Question 1 :- I am actually interested in the gradients of all the parameters involved in the discriminator and the generator but I have not done retain_grad=True anywhere. Does that affect my results? What do you mean by leaf tensors? So do I get the gradients of all the parameters in the discriminator and the generator by doing the following after calling lossD.backward()?
x=torch.empty(0,0)
x=torch.flatten(x)
for param in disc.parameters():
flat=torch.flatten(param.grad)
con=torch.cat((x,flat),0)
x=con

w=torch.empty(0,0)
w=torch.flatten(w)
for param in gen.parameters():
flat=torch.flatten(param.grad)
con=torch.cat((w,flat),0)
w=con

If not then where should I set the retain_grad=True ?

Question 2:- Since I am doing
lossD=lossDreal+lossDfake
lossG = criterion(disc_fake, torch.ones_like(disc_fake)) //tensors of discriminators are also there.
lossD.backward(retain_graph=True)
lossG.backward()
How does retain_graph=True matter here? What impact will it make if I remove the same because I could already get the gradients of all the parameters from the discriminator and the generator just by calling lossG.backward() after calling lossD.backward()?

It would be really very helpful if you could clarify the above two questions!

retain_grad isn’t a tensor attribute, so there’s nothing like setting it to True. It’s a method call, like so

x = torch.tensor([1.0], requires_grad=True)
y = x**2
y.retain_grad()
print(y.requires_grad) # gives True

When a tensor is first initialized, it becomes a leaf node/tensor.
Basically, all inputs and weights of a neural network are leaf tensors and hence leaf nodes in the computational graph.

Whenever any operation is performed on a tensor, it does not remain a leaf node anymore. In the above example y is not a leaf is it a result of some operations on x; x is a leaf.

This also answers your question :

Yes, assuming lossD is what you’ve described in your first post.

[To check whether a tensor is a leaf tensor or not, use is_leaf. y.is_leaf gives False]
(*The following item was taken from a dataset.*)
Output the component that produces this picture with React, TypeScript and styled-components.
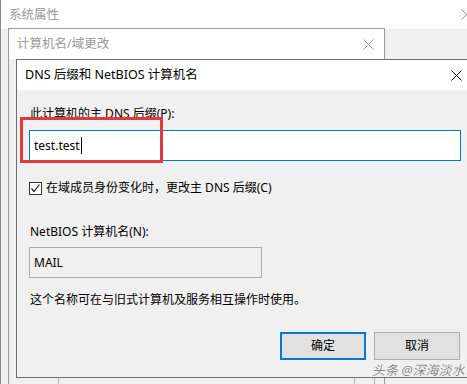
import React from "react";
import styled, { createGlobalStyle } from "styled-components";

const Global = createGlobalStyle`
  html, body { margin: 0; padding: 0; background: #f0f0f0; }
  body { font-family: "Noto Sans", "Noto Sans CJK SC", sans-serif; font-size: 12px; color: #000; }
`;

const Desktop = styled.div`
  position: relative;
  width: 467px;
  height: 384px;
  overflow: hidden;
  background: #f0f0f0;
`;

const Win = styled.div<{ $left: number; $top: number; $width: number; $height: number; $border: string }>`
  position: absolute;
  left: ${(p) => p.$left}px;
  top: ${(p) => p.$top}px;
  width: ${(p) => p.$width}px;
  height: ${(p) => p.$height}px;
  box-sizing: border-box;
  border: 1px solid ${(p) => p.$border};
  background: #f0f0f0;
  display: flex;
  flex-direction: column;
`;

const TitleBar = styled.div<{ $height: number; $padRight: number }>`
  height: ${(p) => p.$height}px;
  flex: none;
  background: #fff;
  display: flex;
  align-items: center;
  justify-content: space-between;
  padding: 0 ${(p) => p.$padRight}px 0 8px;
`;

const TitleText = styled.span<{ $inactive?: boolean }>`
  font-size: 12.5px;
  line-height: 16px;
  color: ${(p) => (p.$inactive ? "#9a9a9a" : "#000")};
`;

const CloseBtn = ({ color }: { color: string }) => (
  <svg width="11" height="11" viewBox="0 0 11 11">
    <path d="M0.5 0.5 L10.5 10.5 M10.5 0.5 L0.5 10.5" stroke={color} strokeWidth="1" fill="none" />
  </svg>
);

const Strip = styled.div`
  display: flex;
  margin-top: 318px;
  height: 20px;
`;

const StripCell = styled.div<{ $w: number }>`
  width: ${(p) => p.$w}px;
  flex: none;
  border-right: 1px solid #b4b4b4;
`;

const Body = styled.div`
  position: relative;
  flex: 1;
  display: flex;
  flex-direction: column;
  padding: 16px 11px 0 12px;
`;

const Label = styled.div<{ $mt?: number }>`
  line-height: 16px;
  margin-top: ${(p) => p.$mt ?? 0}px;
  padding-left: 1px;
  white-space: nowrap;
`;

const Field = styled.div<{ $focused?: boolean; $width?: number }>`
  box-sizing: border-box;
  height: 31px;
  width: ${(p) => (p.$width ? `${p.$width}px` : "100%")};
  border: 1px solid ${(p) => (p.$focused ? "#0078d7" : "#adadad")};
  background: ${(p) => (p.$focused ? "#fff" : "#f0f0f0")};
  display: flex;
  align-items: center;
  padding-left: 4px;
  line-height: 16px;
  flex: none;
`;

const Caret = styled.span`
  display: inline-block;
  width: 1px;
  height: 17px;
  background: #000;
  margin-left: 1px;
`;

const CheckRow = styled.div`
  display: flex;
  align-items: center;
  gap: 4px;
  margin-top: 19px;
  line-height: 16px;
  white-space: nowrap;
`;

const Box = styled.span`
  width: 13px;
  height: 13px;
  box-sizing: border-box;
  border: 1px solid #333;
  background: #fff;
  display: inline-flex;
  align-items: center;
  justify-content: center;
`;

const Buttons = styled.div`
  display: flex;
  justify-content: flex-end;
  gap: 8px;
  margin-top: 24px;
  padding-right: 1px;
`;

const Button = styled.div<{ $primary?: boolean }>`
  box-sizing: border-box;
  width: 86px;
  height: 28px;
  background: #e1e1e1;
  border: ${(p) => (p.$primary ? "2px solid #0078d7" : "1px solid #adadad")};
  display: flex;
  align-items: center;
  justify-content: center;
  line-height: 16px;
`;

const Highlight = styled.div`
  position: absolute;
  left: 3px;
  top: 27px;
  width: 143px;
  height: 46px;
  box-sizing: border-box;
  border: 3px solid #e0393e;
  pointer-events: none;
`;

const Watermark = styled.div`
  position: absolute;
  left: 372px;
  top: 362px;
  font-size: 13px;
  line-height: 16px;
  font-style: italic;
  color: #8a8a8a;
  text-shadow: 0 0 1px #fff, 0 0 1px #fff;
  white-space: nowrap;
`;

export default function App() {
  return (
    <>
      <Global />
      <Desktop>
        <Win $left={0} $top={-1} $width={480} $height={400} $border="#8a8a8a">
          <TitleBar $height={29} $padRight={7}>
            <TitleText $inactive>系统属性</TitleText>
            <CloseBtn color="#9a9a9a" />
          </TitleBar>
        </Win>
        <Win $left={8} $top={28} $width={377} $height={380} $border="#9a9a9a">
          <TitleBar $height={30} $padRight={10}>
            <TitleText $inactive>计算机名/域更改</TitleText>
            <CloseBtn color="#9a9a9a" />
          </TitleBar>
          <Strip>
            <StripCell $w={49} />
            <StripCell $w={295} />
            <StripCell $w={19} />
          </Strip>
        </Win>
        <Win $left={16} $top={59} $width={457} $height={319} $border="#6e6e6e">
          <TitleBar $height={30} $padRight={10}>
            <TitleText>DNS 后缀和 NetBIOS 计算机名</TitleText>
            <CloseBtn color="#000" />
          </TitleBar>
          <Body>
            <Label>此计算机的主 DNS 后缀(P):</Label>
            <Field $focused style={{ marginTop: 8 }}>
              test.test
              <Caret />
            </Field>
            <CheckRow>
              <Box>
                <svg width="11" height="11" viewBox="0 0 11 11">
                  <path d="M1.5 5.5 L4 8.5 L9.5 1.5" stroke="#222" strokeWidth="1.2" fill="none" />
                </svg>
              </Box>
              在域成员身份变化时，更改主 DNS 后缀(C)
            </CheckRow>
            <Label $mt={28}>NetBIOS 计算机名(N):</Label>
            <Field $width={233} style={{ marginTop: 7 }}>MAIL</Field>
            <Label $mt={14}>这个名称可在与旧式计算机及服务相互操作时使用。</Label>
            <Buttons>
              <Button $primary>确定</Button>
              <Button>取消</Button>
            </Buttons>
            <Highlight />
          </Body>
        </Win>
        <Watermark>头条 @深海淡水</Watermark>
      </Desktop>
    </>
  );
}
No need to use retain_graph=True if that runs error free for you.
However, I’m anticipating it’ll not. retain_graph=True shall be required here as when you call lossG.backward() without it, you are basically trying to backward through the graph a second time after the saved tensors have already been freed which will produce an error.

Thanks! You are correct! retain_graph=True is required here. Does these saved tensors also save their corresponding gradients which was calculated during lossD.backward() ? If these gradients are also saved then I need to do discriminator.zero_grad() and generator().zero_grad(), before I call lossG.backward(). Otherwise the gradient for the generator will be calculated over the gradient of the discriminator which I would like to avoid. So that when I do param.grad I should get the gradients calculated by the lossG and not by the lossD after calling lossG.backward().

Hi Shrishti, since I have no optimizer in my training as I am optimizing the network manually, how should I use the zero_grad()?
If I have Discriminator and the Generator as two neural networks then can I do?
disc = Discriminator(image_dim).to(device)
disc.zero_grad()
lossG.backward()

since I already have retain_graph=true while calling the lossD.backward()

I am optimizing the parameters of the neural network with the help of an optimizing equation. Due to this reason I need the partial prder derivatiove of the loss function of the neural networks(generator and the discriminator) with respect to all the parameters. So I am afraid that I need only the first order partial derivative of the lossg and lossD with respect to all the parameters(weights and biases). If somehow the gradient is calculated wrong or twice then my descent direction will be miscalculated.

Calling zero_grad on a model instance created using nn.Sequential works.

I’m not sure if that’s the case with instances of custom model classes as well.

Update: Apparently, it works just as fine. Custom model classes should inherit from nn.module which has this method nn.module.zero_grad() & so can be called on instances of subclasses.